Erythema Chronicum Migrans of Lyme Disease

Author Affiliations

From the Department of Dermatology, New York University School of Medicine.

Arch Dermatol. 1984;120(8):1017-1021. doi:10.1001/archderm.1984.01650440047017

• Erythema chronicum migrans (ECM) is the distinctive cutaneous lesion of the multisystem tick-borne spirochetosis, Lyme disease. Its clinical and histologic pictures are variable. Of the 51 patients with ECM of Lyme disease, 38 patients (75%) had single lesions, 13 patients (25%) had multiple lesions, and 32 patients (62%) had extracutaneous signs and symptoms. Only 15 patients (29%) had symptoms referable to ECM. Extracutaneous signs and symptoms were absent in 12 (80%) of the 15 patients.
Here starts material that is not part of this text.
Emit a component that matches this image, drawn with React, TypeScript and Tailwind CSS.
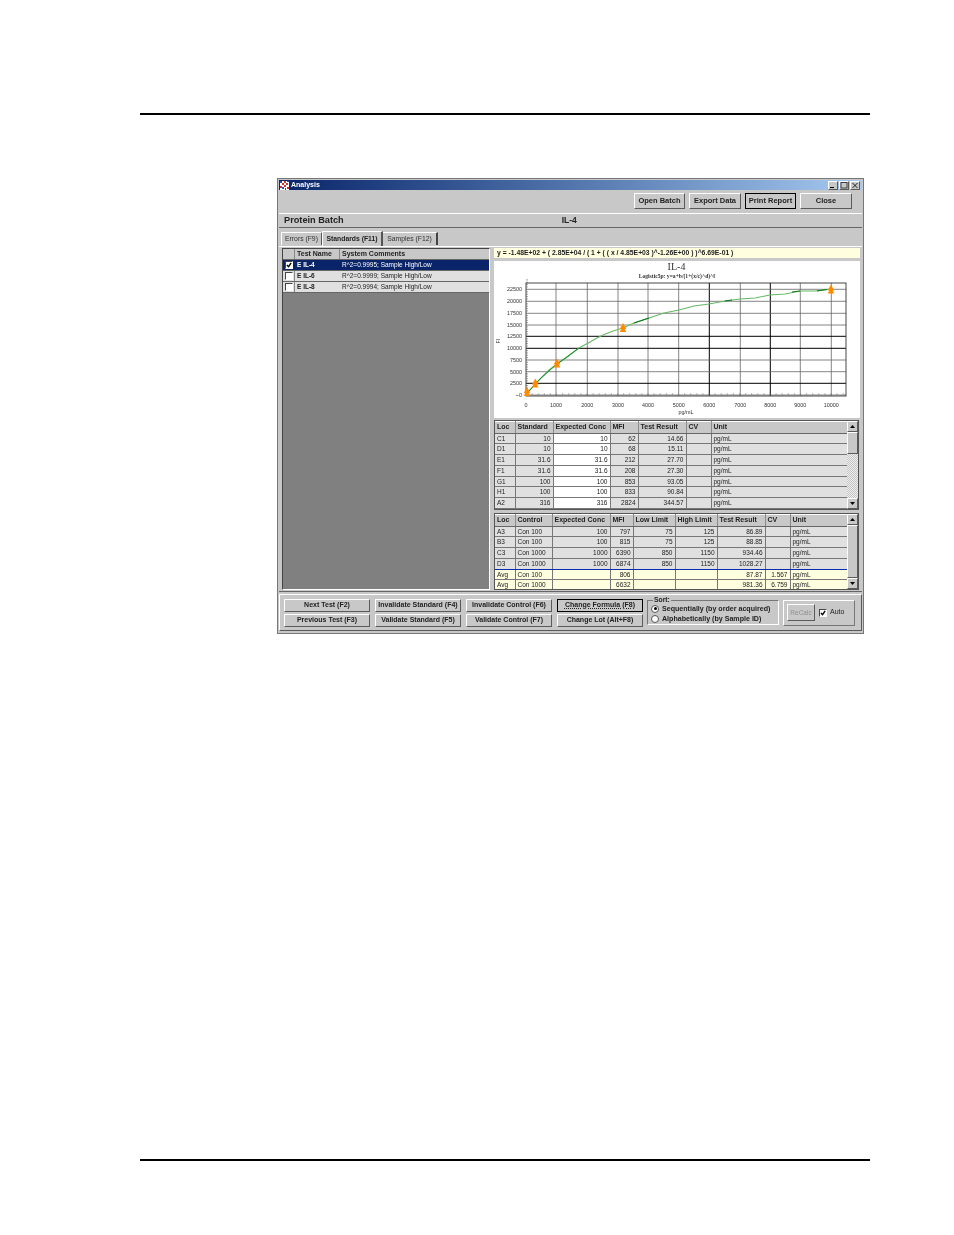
import React from 'react';

const bevel = 'border border-t-white border-l-white border-r-[#5a5a5a] border-b-[#5a5a5a]';
const sunken = 'border border-t-[#444] border-l-[#444] border-r-white border-b-white';

const Btn: React.FC<{ label: string; w: string; cls?: string }> = ({ label, w, cls = '' }) => (
  <div className={`${w} h-[16px] shrink-0 flex items-center justify-center bg-[#c8c8c8] font-bold text-[7.5px] text-[#222] ${bevel} ${cls}`}>
    {label}
  </div>
);

const SmallBtn: React.FC<{ label: string; cls?: string }> = ({ label, cls = '' }) => (
  <div className={`w-[86px] h-[13px] flex items-center justify-center bg-[#c8c8c8] font-bold text-[7px] text-[#222] ${bevel} ${cls}`}>
    {label}
  </div>
);

const WinCtl: React.FC<{ children: React.ReactNode }> = ({ children }) => (
  <div className={`w-[10px] h-[9px] bg-[#c8c8c8] flex items-center justify-center ${bevel}`}>
    <svg width="8" height="7" viewBox="0 0 8 7">{children}</svg>
  </div>
);

const Arrow: React.FC<{ up?: boolean }> = ({ up }) => (
  <div className={`h-[11px] shrink-0 bg-[#c8c8c8] flex items-center justify-center ${bevel}`}>
    <svg width="5" height="3" viewBox="0 0 5 3">
      <path d={up ? 'M2.5 0 L5 3 L0 3 Z' : 'M0 0 L5 0 L2.5 3 Z'} fill="#000" />
    </svg>
  </div>
);

const cell = 'border-r border-b border-[#777] px-[2px] h-[10.75px] leading-[9.7px] overflow-hidden whitespace-nowrap text-[6.5px] text-[#222]';
const head = 'border-r border-[#8a8a8a] px-[2px] h-[11px] text-left font-bold text-[7px] text-[#222] bg-[#c8c8c8] border-t border-t-white border-b border-b-[#666] whitespace-nowrap overflow-hidden';

const standards = [
  ['C1', '10', '10', '62', '14.66', '', 'pg/mL'],
  ['D1', '10', '10', '68', '15.11', '', 'pg/mL'],
  ['E1', '31.6', '31.6', '212', '27.70', '', 'pg/mL'],
  ['F1', '31.6', '31.6', '208', '27.30', '', 'pg/mL'],
  ['G1', '100', '100', '853', '93.05', '', 'pg/mL'],
  ['H1', '100', '100', '833', '90.84', '', 'pg/mL'],
  ['A2', '316', '316', '2824', '344.57', '', 'pg/mL'],
  ['', '', '', '', '', '', ''],
];

const controls = [
  ['A3', 'Con 100', '100', '797', '75', '125', '86.89', '', 'pg/mL'],
  ['B3', 'Con 100', '100', '815', '75', '125', '88.85', '', 'pg/mL'],
  ['C3', 'Con 1000', '1000', '6390', '850', '1150', '934.46', '', 'pg/mL'],
  ['D3', 'Con 1000', '1000', '6874', '850', '1150', '1028.27', '', 'pg/mL'],
  ['Avg', 'Con 100', '', '806', '', '', '87.87', '1.567', 'pg/mL'],
  ['Avg', 'Con 1000', '', '6632', '', '', '981.36', '6.759', 'pg/mL'],
];

const xLines = [556, 587.3, 618, 648, 678.7, 709.3, 740.3, 770.3, 800.3, 831.3];
const xBlack = [709.3, 770.3];
const yLines: [number, string, boolean][] = [
  [289.3, '22500', false],
  [301.3, '20000', false],
  [313.3, '17500', false],
  [325, '15000', false],
  [336.3, '12500', true],
  [348.3, '10000', true],
  [360, '7500', false],
  [371.7, '5000', false],
  [383.3, '2500', true],
  [395, '0', false],
];
const curve = '527,393 531,389 535,384 541,378 549,370 557,364 566,358 579,348 590,342 595,339 603,335 613,331 623,328 634,323 649,318 664,313 679,310 694,306 709,304 725,301 740,299 755,298 770,295 785,294 800,291 815,291 831,289';
const marks: [number, number][] = [[527, 392], [535.3, 383.5], [557, 363.5], [623, 328], [831, 289.5]];

const Chart: React.FC = () => {
  const ticks: number[] = [];
  for (let x = 526; x < 846; x += 6.1) ticks.push(x);
  return (
    <svg viewBox="494 261 366 157" className="w-[366px] h-[157px] block bg-white">
      {xLines.map(x => (
        <line key={x} x1={x} x2={x} y1={283} y2={396} stroke={xBlack.includes(x) ? '#000' : '#666'} strokeWidth={xBlack.includes(x) ? 1 : 0.8} />
      ))}
      {yLines.map(([y, , black]) => (
        <line key={y} x1={526} x2={846} y1={y} y2={y} stroke={black ? '#000' : '#666'} strokeWidth={black ? 1 : 0.8} />
      ))}
      <rect x={526} y={283} width={320} height={113} fill="none" stroke="#333" strokeWidth={0.9} />
      {ticks.map(x => (
        <line key={x} x1={x} x2={x} y1={395.5} y2={393} stroke="#777" strokeWidth={0.5} />
      ))}
      {yLines.map(([y]) => [2.35, 4.7, 7.05, 9.4].map(d => (
        <line key={`${y}-${d}`} x1={526} x2={528} y1={y - d} y2={y - d} stroke="#444" strokeWidth={0.5} />
      )))}
      <polyline points={curve} fill="none" stroke="#66b866" strokeWidth={1.1} />
      <polyline points="527,393 541,378 557,364 579,348" fill="none" stroke="#1a8a2a" strokeWidth={1} />
      <polyline points="634,323 649,318" fill="none" stroke="#0a7a1a" strokeWidth={1.1} />
      <polyline points="725,301 732,300" fill="none" stroke="#0a7a1a" strokeWidth={1.1} />
      <polyline points="792,292 800,291" fill="none" stroke="#0a7a1a" strokeWidth={1.1} />
      <polyline points="817,291 827,289.5" fill="none" stroke="#0a7a1a" strokeWidth={1.1} />
      {marks.map(([x, y]) => (
        <g key={x} fill="#ff8a00">
          <path d={`M${x} ${y - 5} L${x + 3.3} ${y + 1} L${x - 3.3} ${y + 1} Z`} />
          <path d={`M${x} ${y - 2} L${x + 3.3} ${y + 4} L${x - 3.3} ${y + 4} Z`} />
        </g>
      ))}
      <g fontFamily="'Liberation Sans', sans-serif" fontSize="5.4" fill="#333">
        {yLines.map(([y, l]) => (
          <text key={l} x={522} y={y + 2} textAnchor="end">{l === '0' ? '~0' : l}</text>
        ))}
        <text x={526} y={407} textAnchor="middle">0</text>
        {xLines.map((x, i) => (
          <text key={x} x={x} y={407} textAnchor="middle">{(i + 1) * 1000}</text>
        ))}
        <text x={686} y={414} textAnchor="middle">pg/mL</text>
        <text x={500} y={341} textAnchor="middle" transform="rotate(-90 500 341)">FI</text>
      </g>
      <text x={676.5} y={269.5} textAnchor="middle" fontFamily="'Liberation Serif', serif" fontSize="10" fill="#333">IL-4</text>
      <text x={677} y={277.5} textAnchor="middle" fontFamily="'Liberation Serif', serif" fontSize="5.6" fontWeight="bold" fill="#333">Logistic5p: y=a+b/(1+(x/c)^d)^f</text>
    </svg>
  );
};

const Radio: React.FC<{ on?: boolean }> = ({ on }) => (
  <div className="w-[8px] h-[8px] rounded-full bg-white border border-[#555] flex items-center justify-center shrink-0">
    {on && <div className="w-[3px] h-[3px] rounded-full bg-black" />}
  </div>
);

const Check: React.FC<{ on?: boolean }> = ({ on }) => (
  <div className={`w-[8px] h-[8px] bg-white flex items-center justify-center ${sunken}`}>
    {on && (
      <svg width="6" height="6" viewBox="0 0 7 7">
        <path d="M1 3.5 L3 5.5 L6 1" fill="none" stroke="#000" strokeWidth="1.6" />
      </svg>
    )}
  </div>
);

const tests = [
  ['E IL-4', 'R^2=0.9995; Sample High/Low', true],
  ['E IL-6', 'R^2=0.9999; Sample High/Low', false],
  ['E IL-8', 'R^2=0.9994; Sample High/Low', false],
] as const;

export default function App() {
  return (
    <div className="w-[954px] h-[1235px] bg-white overflow-hidden font-['Liberation_Sans',Arial,sans-serif] pt-[113px]">
      <div className="ml-[140px] w-[730px] h-[2px] bg-black" />

      <div className="ml-[277px] mt-[63px] w-[587px] h-[456px] bg-[#c8c8c8] border border-[#777] p-[1px] flex flex-col blur-[0.35px]">
        {/* title bar */}
        <div className="h-[10px] shrink-0 flex items-center bg-gradient-to-r from-[#0a246a] to-[#a6caf0] pl-[1px] pr-[2px]">
          <svg width="9" height="9" viewBox="0 0 9 9" className="shrink-0">
            <rect width="9" height="9" fill="#fff" />
            <path d="M4 0h2v2h-2z M2 2h2v2h-2z M6 2h2v2h-2z M0 5h2v2h-2z M4 4h2v2h-2z M7 6h2v2h-2z" fill="#d03030" />
            <path d="M0 0h2v2h-2z M2 6h2v2h-2z M5 7h1v2h-1z M7 0h2v1h-2z" fill="#3050b0" />
          </svg>
          <span className="ml-[2px] text-[7px] font-bold text-white">Analysis</span>
          <div className="ml-auto flex gap-[1px]">
            <WinCtl><rect x="1" y="5" width="4" height="1" fill="#000" /></WinCtl>
            <WinCtl><rect x="1" y="0.5" width="6" height="5.5" fill="none" stroke="#222" strokeWidth="0.8" /></WinCtl>
            <WinCtl><path d="M1.5 1 L6.5 6 M6.5 1 L1.5 6" stroke="#222" strokeWidth="1" /></WinCtl>
          </div>
        </div>

        {/* toolbar */}
        <div className="h-[22px] shrink-0 flex items-center justify-end gap-[4px] pr-[10px]">
          <Btn label="Open Batch" w="w-[51px]" />
          <Btn label="Export Data" w="w-[52px]" />
          <Btn label="Print Report" w="w-[51px]" cls="!border-black" />
          <Btn label="Close" w="w-[52px]" />
        </div>

        {/* batch title */}
        <div className="h-[15px] mt-[1px] shrink-0 flex items-center border-b border-b-[#666] border-t border-t-white">
          <span className="ml-[5px] text-[9.2px] font-bold text-[#222]">Protein Batch</span>
          <span className="ml-[218px] text-[8.5px] font-bold text-[#222]">IL-4</span>
        </div>

        {/* tabs */}
        <div className="h-[19px] shrink-0 flex items-end pl-[2px] border-b border-b-white">
          <div className="w-[41px] h-[13px] mb-[1px] border-t border-l border-t-white border-l-white border-r border-r-[#555] flex items-center justify-center text-[6.8px] text-[#333]">Errors (F9)</div>
          <div className="w-[61px] h-[15px] border-t border-l border-t-white border-l-white border-r-2 border-r-[#555] flex items-center justify-center text-[6.8px] font-bold text-[#222]">Standards (F11)</div>
          <div className="w-[55px] h-[13px] mb-[1px] border-t border-t-white border-r-2 border-r-[#444] flex items-center justify-center text-[6.8px] text-[#333]">Samples (F12)</div>
        </div>

        {/* content */}
        <div className="h-[345px] shrink-0 flex gap-[4px] pl-[3px] pt-[1px] border-b border-b-[#666]">
          {/* left list */}
          <div className={`w-[208px] h-[342px] shrink-0 bg-[#808080] flex flex-col ${sunken}`}>
            <div className="h-[11px] shrink-0 flex items-center bg-[#c8c8c8] font-bold text-[7px] text-[#222] border-b border-[#666]">
              <div className="w-[12px] h-full border-r border-[#888]" />
              <div className="w-[45px] h-full pl-[2px] border-r border-[#888] leading-[10px]">Test Name</div>
              <div className="pl-[2px] leading-[10px]">System Comments</div>
            </div>
            {tests.map(([name, comment, selected]) => (
              <div key={name} className={`h-[11px] shrink-0 flex items-center text-[6.5px] border-b border-[#666] ${selected ? 'bg-[#0a246a] text-white' : 'bg-[#e0e0e0] text-[#222]'}`}>
                <div className={`w-[12px] h-full flex items-center justify-center ${selected ? '' : 'border-r border-[#888]'}`}>
                  <Check on={selected} />
                </div>
                <div className="w-[45px] pl-[2px] font-bold">{name}</div>
                <div className="pl-[2px]">{comment}</div>
              </div>
            ))}
          </div>

          {/* right side */}
          <div className="w-[367px] shrink-0 flex flex-col">
            <div className="h-[10px] w-[366px] shrink-0 bg-[#ffffe0] pl-[3px] flex items-center font-bold text-[6.8px] text-[#222] whitespace-nowrap">
              y = -1.48E+02 + ( 2.85E+04 / ( 1 + ( ( x / 4.85E+03 )^-1.26E+00 ) )^6.69E-01 )
            </div>
            <div className="mt-[3px] shrink-0">
              <Chart />
            </div>

            {/* standards table */}
            <div className="h-[90px] mt-[2px] shrink-0 w-[365px] flex bg-[#e0e0e0] border border-[#555]">
              <div className="w-[353px] overflow-hidden">
                <table className="table-fixed border-collapse w-[353px]">
                  <colgroup>
                    <col className="w-[20px]" />
                    <col className="w-[38px]" />
                    <col className="w-[57px]" />
                    <col className="w-[28px]" />
                    <col className="w-[48px]" />
                    <col className="w-[25px]" />
                    <col className="w-[137px]" />
                  </colgroup>
                  <thead>
                    <tr>
                      {['Loc', 'Standard', 'Expected Conc', 'MFI', 'Test Result', 'CV', 'Unit'].map(h => (
                        <th key={h} className={head}>{h}</th>
                      ))}
                    </tr>
                  </thead>
                  <tbody>
                    {standards.map((r, i) => (
                      <tr key={i}>
                        {r.map((c, j) => (
                          <td key={j} className={`${cell} ${j === 2 ? 'bg-white' : 'bg-[#e0e0e0]'} ${j >= 1 && j <= 4 ? 'text-right' : 'text-left'}`}>{c}</td>
                        ))}
                      </tr>
                    ))}
                  </tbody>
                </table>
              </div>
              <div className="w-[11px] shrink-0 flex flex-col bg-[#e4e4e4]">
                <Arrow up />
                <div className={`h-[22px] shrink-0 bg-[#c8c8c8] ${bevel}`} />
                <div className="flex-1 bg-[repeating-conic-gradient(#c4c4c4_0_25%,#efefef_0_50%)] bg-[length:2px_2px]" />
                <Arrow />
              </div>
            </div>

            {/* controls table */}
            <div className="h-[77px] mt-[3px] shrink-0 w-[365px] flex bg-[#e0e0e0] border border-[#555]">
              <div className="w-[353px] overflow-hidden">
                <table className="table-fixed border-collapse w-[353px]">
                  <colgroup>
                    <col className="w-[20px]" />
                    <col className="w-[37px]" />
                    <col className="w-[58px]" />
                    <col className="w-[23px]" />
                    <col className="w-[42px]" />
                    <col className="w-[42px]" />
                    <col className="w-[48px]" />
                    <col className="w-[25px]" />
                    <col className="w-[58px]" />
                  </colgroup>
                  <thead>
                    <tr>
                      {['Loc', 'Control', 'Expected Conc', 'MFI', 'Low Limit', 'High Limit', 'Test Result', 'CV', 'Unit'].map(h => (
                        <th key={h} className={head}>{h}</th>
                      ))}
                    </tr>
                  </thead>
                  <tbody>
                    {controls.map((r, i) => (
                      <tr key={i}>
                        {r.map((c, j) => (
                          <td key={j} className={`${cell} ${i > 3 ? 'bg-[#ffffe0]' : 'bg-[#e0e0e0]'} ${i === 3 ? '!border-b-[#0a2ab0]' : ''} ${j >= 2 && j <= 7 ? 'text-right' : 'text-left'}`}>{c}</td>
                        ))}
                      </tr>
                    ))}
                  </tbody>
                </table>
              </div>
              <div className="w-[11px] shrink-0 flex flex-col bg-[#c8c8c8]">
                <Arrow up />
                <div className={`flex-1 bg-[#c8c8c8] ${bevel}`} />
                <Arrow />
              </div>
            </div>
          </div>
        </div>

        {/* bottom buttons */}
        <div className={`mt-[2px] h-[37px] shrink-0 flex items-center pl-[4px] ${bevel}`}>
          <div className="grid grid-cols-[repeat(4,86px)] grid-rows-[13px_13px] gap-x-[5px] gap-y-[2px]">
            <SmallBtn label="Next Test (F2)" />
            <SmallBtn label="Invalidate Standard (F4)" />
            <SmallBtn label="Invalidate Control (F6)" />
            <SmallBtn label="Change Formula (F8)" cls="!border-black underline decoration-dotted" />
            <SmallBtn label="Previous Test (F3)" />
            <SmallBtn label="Validate Standard (F5)" />
            <SmallBtn label="Validate Control (F7)" />
            <SmallBtn label="Change Lot (Alt+F8)" />
          </div>
          <div className="relative ml-[4px] w-[132px] h-[25px] border border-t-[#777] border-l-[#777] border-r-white border-b-white flex flex-col justify-center gap-[2px] pl-[3px] pt-[2px] text-[7.1px] font-bold text-[#222]">
            <span className="absolute -top-[5px] left-[5px] bg-[#c8c8c8] px-[1px] text-[6.8px] font-bold leading-[8px]">Sort:</span>
            <div className="flex items-center gap-[3px] leading-[8px]"><Radio on />Sequentially (by order acquired)</div>
            <div className="flex items-center gap-[3px] leading-[8px]"><Radio />Alphabetically (by Sample ID)</div>
          </div>
          <div className="ml-[4px] w-[72px] h-[26px] border border-t-white border-l-white border-r-[#777] border-b-[#777] flex items-center pl-[3px]">
            <div className={`w-[28px] h-[17px] flex items-center justify-center text-[6.5px] text-[#8e8e8e] bg-[#c8c8c8] ${bevel}`}>ReCalc</div>
            <div className="ml-[4px]"><Check on /></div>
            <span className="ml-[3px] text-[7px] text-[#222]">Auto</span>
          </div>
        </div>
      </div>

      <div className="ml-[140px] mt-[525px] w-[730px] h-[2px] bg-black" />
    </div>
  );
}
These patients had uneventful recoveries following treatment with systemic antibiotics. Thirty-four skin biopsy specimens were obtained from the ECM lesions of 30 patients. With Warthin-Starry silver stain, the Ixodes dammini spirochete was found in 14 specimens (41%) taken from 12 (40%) of the 30 patients. Two of the Ixodes dammini spirochete-positive specimens were obtained from secondary ECM lesions. Careful clinical and histologic examination of skin lesions suggestive of ECM of Lyme disease will expedite its early diagnosis and treatment.